Abuja — African Ministers of Labour, Employment and Social Affairs have commended President Muhammadu Buhari's economic agenda, especially the administration's Economic Recovery and Growth Plan, ERGP.
The ministers also extolled Nigeria's Minister of Labour and Employment, Senator Chris Ngige for championing the cause of the continent at the Governing Board of International Labour Organisation, ILO, since his election in 2017.
The ministers took particular note of the leading voice which Nigeria's Minister of Labour and Employment has given to Africa that culminated in making ILO elevate him to head government side of the tripartite even as a deputy.
The ministers commended President Buhari at the 3rd Biannual Special Technical Committee on Social Development, Labour and Employment under the auspices of African Union Commission at Addis Ababa, Ethiopia with the theme, "Poverty Eradication Through Strategic Investments at National and Regional Levels Towards Social Development, Labour and Employment in Africa."
Speaking, as the lead discussant in a paper entitled, "The Efforts of the Nigerian Government Towards the Eradication of Poverty In Nigeria," Ngige said the economic development agenda of Buhari administration was tailored towards a concurrent growth of the three-tier federal structures of national, states and local governments in line with the diversity of the nation.
Ngige noted that the battered economy which the Buhari's administration met in 2015, slipped into recession in the first and second quarter of 2016, prompting an aggressive economic recovery plan with big emphasis on agriculture and food security.

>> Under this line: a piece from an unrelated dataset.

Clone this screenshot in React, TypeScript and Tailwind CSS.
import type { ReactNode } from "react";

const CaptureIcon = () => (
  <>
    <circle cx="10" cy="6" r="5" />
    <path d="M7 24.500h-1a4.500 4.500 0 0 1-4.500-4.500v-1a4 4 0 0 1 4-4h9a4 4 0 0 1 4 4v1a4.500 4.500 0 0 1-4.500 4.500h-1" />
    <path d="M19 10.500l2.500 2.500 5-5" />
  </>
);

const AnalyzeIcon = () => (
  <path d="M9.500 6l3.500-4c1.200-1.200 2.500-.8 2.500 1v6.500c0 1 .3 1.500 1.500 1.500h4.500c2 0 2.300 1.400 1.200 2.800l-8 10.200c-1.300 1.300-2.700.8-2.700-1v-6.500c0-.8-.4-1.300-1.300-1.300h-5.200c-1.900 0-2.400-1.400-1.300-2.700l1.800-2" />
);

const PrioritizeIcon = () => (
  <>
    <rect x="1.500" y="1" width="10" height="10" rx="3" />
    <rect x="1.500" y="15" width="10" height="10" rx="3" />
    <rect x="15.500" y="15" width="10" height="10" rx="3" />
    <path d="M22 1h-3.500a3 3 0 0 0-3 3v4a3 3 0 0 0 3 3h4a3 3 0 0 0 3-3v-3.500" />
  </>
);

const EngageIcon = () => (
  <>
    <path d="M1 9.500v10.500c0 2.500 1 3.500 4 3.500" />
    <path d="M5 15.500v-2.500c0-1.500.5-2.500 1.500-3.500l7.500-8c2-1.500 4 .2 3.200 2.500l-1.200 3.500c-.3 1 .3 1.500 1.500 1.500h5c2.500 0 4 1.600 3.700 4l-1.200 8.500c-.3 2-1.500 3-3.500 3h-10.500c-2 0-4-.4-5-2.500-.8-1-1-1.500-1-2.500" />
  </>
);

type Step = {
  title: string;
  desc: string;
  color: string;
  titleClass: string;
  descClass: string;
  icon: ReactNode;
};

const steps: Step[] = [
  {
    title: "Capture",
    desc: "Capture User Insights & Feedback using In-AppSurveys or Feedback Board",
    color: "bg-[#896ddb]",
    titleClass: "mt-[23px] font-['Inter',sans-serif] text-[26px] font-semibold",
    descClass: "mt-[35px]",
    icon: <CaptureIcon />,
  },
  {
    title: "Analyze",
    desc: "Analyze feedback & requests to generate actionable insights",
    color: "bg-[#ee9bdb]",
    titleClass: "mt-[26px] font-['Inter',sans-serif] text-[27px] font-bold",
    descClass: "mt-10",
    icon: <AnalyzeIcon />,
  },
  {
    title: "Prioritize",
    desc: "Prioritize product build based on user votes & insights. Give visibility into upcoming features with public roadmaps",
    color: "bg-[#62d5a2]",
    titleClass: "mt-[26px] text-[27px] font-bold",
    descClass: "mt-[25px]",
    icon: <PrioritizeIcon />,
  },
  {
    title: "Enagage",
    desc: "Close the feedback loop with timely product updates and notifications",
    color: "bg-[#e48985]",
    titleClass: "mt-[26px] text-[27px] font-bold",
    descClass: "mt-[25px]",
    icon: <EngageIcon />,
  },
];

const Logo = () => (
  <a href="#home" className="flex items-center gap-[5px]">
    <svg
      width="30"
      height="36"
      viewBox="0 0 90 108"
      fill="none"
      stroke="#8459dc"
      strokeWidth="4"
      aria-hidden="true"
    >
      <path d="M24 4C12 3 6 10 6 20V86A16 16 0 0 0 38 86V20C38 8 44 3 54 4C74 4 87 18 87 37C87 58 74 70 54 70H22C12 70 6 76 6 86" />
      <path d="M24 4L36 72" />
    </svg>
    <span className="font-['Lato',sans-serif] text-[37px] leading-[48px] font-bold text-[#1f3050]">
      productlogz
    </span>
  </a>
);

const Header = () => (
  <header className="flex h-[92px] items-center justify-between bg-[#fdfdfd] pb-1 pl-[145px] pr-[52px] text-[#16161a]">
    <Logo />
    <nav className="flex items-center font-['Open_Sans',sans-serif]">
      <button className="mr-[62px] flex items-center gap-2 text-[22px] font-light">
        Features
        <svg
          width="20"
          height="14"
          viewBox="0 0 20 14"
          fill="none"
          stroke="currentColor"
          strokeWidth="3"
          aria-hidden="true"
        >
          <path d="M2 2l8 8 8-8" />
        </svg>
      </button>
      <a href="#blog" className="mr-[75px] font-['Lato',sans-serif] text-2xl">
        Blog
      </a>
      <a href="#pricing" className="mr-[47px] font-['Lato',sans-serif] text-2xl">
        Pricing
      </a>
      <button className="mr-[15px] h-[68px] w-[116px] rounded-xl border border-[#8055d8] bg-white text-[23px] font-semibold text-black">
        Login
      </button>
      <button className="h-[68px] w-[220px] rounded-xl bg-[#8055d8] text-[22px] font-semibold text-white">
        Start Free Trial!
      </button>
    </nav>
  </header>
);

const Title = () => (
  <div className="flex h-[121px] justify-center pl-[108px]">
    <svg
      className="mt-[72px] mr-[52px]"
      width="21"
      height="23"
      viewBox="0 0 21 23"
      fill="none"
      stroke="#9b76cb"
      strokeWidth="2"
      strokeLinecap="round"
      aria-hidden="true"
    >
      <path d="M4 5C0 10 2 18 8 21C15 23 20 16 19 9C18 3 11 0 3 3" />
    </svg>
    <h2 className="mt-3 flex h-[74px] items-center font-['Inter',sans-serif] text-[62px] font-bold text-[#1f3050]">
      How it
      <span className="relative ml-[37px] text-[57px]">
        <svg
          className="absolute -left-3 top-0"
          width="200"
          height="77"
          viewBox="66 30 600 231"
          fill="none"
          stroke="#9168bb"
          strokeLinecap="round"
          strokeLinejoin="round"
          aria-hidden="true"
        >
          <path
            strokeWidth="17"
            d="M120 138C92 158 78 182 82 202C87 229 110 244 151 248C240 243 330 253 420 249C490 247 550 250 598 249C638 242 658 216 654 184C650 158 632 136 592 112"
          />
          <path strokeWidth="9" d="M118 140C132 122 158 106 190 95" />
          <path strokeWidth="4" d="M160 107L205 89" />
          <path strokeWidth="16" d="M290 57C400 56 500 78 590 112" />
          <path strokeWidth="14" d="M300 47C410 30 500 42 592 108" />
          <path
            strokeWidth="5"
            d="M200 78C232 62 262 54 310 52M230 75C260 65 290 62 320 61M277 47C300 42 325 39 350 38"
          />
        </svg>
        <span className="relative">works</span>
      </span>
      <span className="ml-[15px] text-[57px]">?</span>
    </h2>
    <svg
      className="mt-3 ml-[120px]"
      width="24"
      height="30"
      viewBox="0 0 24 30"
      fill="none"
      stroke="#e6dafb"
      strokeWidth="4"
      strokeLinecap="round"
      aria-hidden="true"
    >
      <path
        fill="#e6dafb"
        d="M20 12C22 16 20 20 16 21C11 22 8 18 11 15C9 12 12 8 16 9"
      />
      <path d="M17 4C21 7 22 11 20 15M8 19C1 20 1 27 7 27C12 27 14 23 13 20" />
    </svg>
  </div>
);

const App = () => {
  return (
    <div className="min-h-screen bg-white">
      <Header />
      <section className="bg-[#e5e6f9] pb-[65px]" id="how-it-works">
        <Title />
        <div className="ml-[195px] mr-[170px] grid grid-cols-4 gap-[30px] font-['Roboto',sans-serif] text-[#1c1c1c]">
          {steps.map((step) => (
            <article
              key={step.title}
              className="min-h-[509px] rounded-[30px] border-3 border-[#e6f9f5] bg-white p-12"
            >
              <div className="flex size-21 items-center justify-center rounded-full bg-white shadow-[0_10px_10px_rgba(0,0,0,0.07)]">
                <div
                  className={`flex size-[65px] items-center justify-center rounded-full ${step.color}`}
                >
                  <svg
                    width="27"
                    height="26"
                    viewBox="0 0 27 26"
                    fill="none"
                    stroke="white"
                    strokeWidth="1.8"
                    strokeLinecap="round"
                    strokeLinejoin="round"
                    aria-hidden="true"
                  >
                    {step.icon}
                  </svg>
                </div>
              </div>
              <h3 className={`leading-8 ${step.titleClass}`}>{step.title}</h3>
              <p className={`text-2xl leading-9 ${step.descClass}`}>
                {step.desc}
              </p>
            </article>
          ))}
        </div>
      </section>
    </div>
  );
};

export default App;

He said, "The effects were dramatic. We boosted agriculture and raised the capacity of the nation to feed herself, to the extent that importation of rice for example, dropped by 95 percent. The same goes for sorghum. This decisive inward look was anchored on the elastic efforts of government which the Central Bank of Nigeria piloted through the Anchor Borrowers Programme in agriculture."
On social investments, Ngige said the Home Grown School Feeding Programme has been complementing the free education policy at the primary, and junior secondary school levels while stemming the incidence of school dropout which he identified as precursor to child labour.
The programme he added has captured about N10 million school children in 25 states of the federation.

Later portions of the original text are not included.